As a staff, we are a fairly active group ranging from rugby, netball and hockey players to gym goers. We are all different and we all take an interest in each other’s health and wellbeing – we might fill in for games or just have a chat about how things are going.
For some of us, especially in our syndicate team, we ensure each of us are eating well, getting enough sleep, and helping each other manage their workload. I am very blessed to be working with a group of people who care and are interested in what I do. I’m really interested in them too.
What things does your school do to support the health and wellbeing of its teachers and support staff?
An important aspect of our team leader roles is to ensure we are aware of the wellbeing of the people we work with.
We run a classroom lunchtime sports competition. It could be non-stop cricket, speed basketball, rippa rugby or volleyball – we a different sport every rotation. The winning class of that particular sport gets to play the teachers. The classes love it! We’re a hard team to beat but they take great pleasure when they do win!
Why is being active a priority for you? Has it always been this way?
Being active hasn’t always been a priority. I believe it was because I was too busy trying to fit into this impossible “box” of society’s expectations as a woman and mother.

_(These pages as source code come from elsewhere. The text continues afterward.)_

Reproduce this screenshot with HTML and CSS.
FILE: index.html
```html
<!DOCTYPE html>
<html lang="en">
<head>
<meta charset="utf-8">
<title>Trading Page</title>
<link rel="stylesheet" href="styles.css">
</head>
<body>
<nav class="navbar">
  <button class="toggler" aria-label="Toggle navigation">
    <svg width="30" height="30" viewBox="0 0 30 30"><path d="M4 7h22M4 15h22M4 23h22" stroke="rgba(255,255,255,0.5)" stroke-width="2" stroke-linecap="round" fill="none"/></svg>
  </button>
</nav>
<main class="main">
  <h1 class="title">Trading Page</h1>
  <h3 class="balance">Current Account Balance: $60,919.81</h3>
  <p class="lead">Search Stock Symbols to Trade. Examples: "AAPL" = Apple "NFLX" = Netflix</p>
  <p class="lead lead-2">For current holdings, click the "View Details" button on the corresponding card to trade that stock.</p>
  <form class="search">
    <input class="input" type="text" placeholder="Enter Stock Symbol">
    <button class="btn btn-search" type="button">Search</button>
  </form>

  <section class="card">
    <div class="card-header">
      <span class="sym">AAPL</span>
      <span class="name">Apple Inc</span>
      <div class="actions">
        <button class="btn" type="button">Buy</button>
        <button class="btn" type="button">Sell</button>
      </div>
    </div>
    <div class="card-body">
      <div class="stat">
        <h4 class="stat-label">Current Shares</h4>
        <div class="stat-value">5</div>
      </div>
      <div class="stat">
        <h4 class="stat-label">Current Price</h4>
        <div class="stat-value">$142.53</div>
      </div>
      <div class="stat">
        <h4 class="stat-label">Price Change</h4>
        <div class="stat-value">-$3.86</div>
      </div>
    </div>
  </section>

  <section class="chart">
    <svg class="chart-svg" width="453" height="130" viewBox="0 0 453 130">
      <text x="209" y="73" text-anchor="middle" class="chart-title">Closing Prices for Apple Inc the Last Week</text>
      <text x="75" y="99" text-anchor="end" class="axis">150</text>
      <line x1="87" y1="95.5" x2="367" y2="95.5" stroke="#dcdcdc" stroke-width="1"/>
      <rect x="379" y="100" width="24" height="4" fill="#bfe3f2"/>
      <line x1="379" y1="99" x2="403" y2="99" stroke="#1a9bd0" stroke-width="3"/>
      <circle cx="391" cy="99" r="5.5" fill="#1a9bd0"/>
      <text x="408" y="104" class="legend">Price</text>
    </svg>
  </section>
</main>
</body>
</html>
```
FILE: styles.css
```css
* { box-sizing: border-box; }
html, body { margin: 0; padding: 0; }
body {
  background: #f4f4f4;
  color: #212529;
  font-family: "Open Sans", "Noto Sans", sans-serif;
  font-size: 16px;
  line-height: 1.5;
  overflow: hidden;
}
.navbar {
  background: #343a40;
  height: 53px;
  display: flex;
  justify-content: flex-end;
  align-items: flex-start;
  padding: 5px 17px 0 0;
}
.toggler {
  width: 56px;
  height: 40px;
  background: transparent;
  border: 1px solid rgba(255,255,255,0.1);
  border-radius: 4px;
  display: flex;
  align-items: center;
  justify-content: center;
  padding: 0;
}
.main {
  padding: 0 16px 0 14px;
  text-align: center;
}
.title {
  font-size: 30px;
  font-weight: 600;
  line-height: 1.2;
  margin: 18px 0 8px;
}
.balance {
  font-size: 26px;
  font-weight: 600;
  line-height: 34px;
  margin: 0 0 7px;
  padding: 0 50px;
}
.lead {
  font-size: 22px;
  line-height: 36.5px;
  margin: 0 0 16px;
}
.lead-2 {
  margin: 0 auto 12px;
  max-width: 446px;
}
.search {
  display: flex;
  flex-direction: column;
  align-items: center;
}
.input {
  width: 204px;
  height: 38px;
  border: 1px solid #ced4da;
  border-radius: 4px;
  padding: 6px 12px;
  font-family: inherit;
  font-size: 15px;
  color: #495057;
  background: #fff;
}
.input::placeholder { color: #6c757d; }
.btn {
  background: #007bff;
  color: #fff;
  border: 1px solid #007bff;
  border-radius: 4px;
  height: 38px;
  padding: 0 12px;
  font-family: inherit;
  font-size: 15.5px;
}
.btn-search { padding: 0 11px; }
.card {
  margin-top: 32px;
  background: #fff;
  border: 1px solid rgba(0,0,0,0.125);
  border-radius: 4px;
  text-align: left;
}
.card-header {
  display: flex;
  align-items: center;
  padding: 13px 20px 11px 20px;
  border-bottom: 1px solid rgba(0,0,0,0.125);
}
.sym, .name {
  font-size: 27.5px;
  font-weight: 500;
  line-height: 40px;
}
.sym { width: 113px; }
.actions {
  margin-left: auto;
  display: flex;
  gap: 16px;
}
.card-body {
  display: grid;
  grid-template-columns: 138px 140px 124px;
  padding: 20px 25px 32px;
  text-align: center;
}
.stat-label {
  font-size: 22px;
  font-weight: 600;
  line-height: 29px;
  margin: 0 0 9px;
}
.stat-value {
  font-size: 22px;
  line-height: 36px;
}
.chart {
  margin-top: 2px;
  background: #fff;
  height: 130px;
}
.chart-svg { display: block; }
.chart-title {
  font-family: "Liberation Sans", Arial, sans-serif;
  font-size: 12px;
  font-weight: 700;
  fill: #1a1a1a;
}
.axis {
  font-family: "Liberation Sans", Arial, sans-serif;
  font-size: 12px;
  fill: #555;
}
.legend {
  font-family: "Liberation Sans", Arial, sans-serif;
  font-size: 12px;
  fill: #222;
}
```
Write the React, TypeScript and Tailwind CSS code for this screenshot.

Now, this is not a focus for me. I make it a priority to training 5 to 6 times a week. I do this because being happy and healthy means I will be around for my son for a very long time and I can be the very best mum, partner, teacher, and me I can be. I embrace my power lifting body – my strong legs, arms, back. This body is built by me and is strong – mentally and physically.
What advice would you give to an educator who would like to get active but isn’t sure where to start?
Find something you love – it may take a wee while – ask those at your school what they do and try and join in or look at what is out there in your community. Find a time that works for you and turn up – no exceptions! Realise that it’s not the end of the world if you have to make something wait.
Having some “you” time makes you a better person and teacher for the children you teach.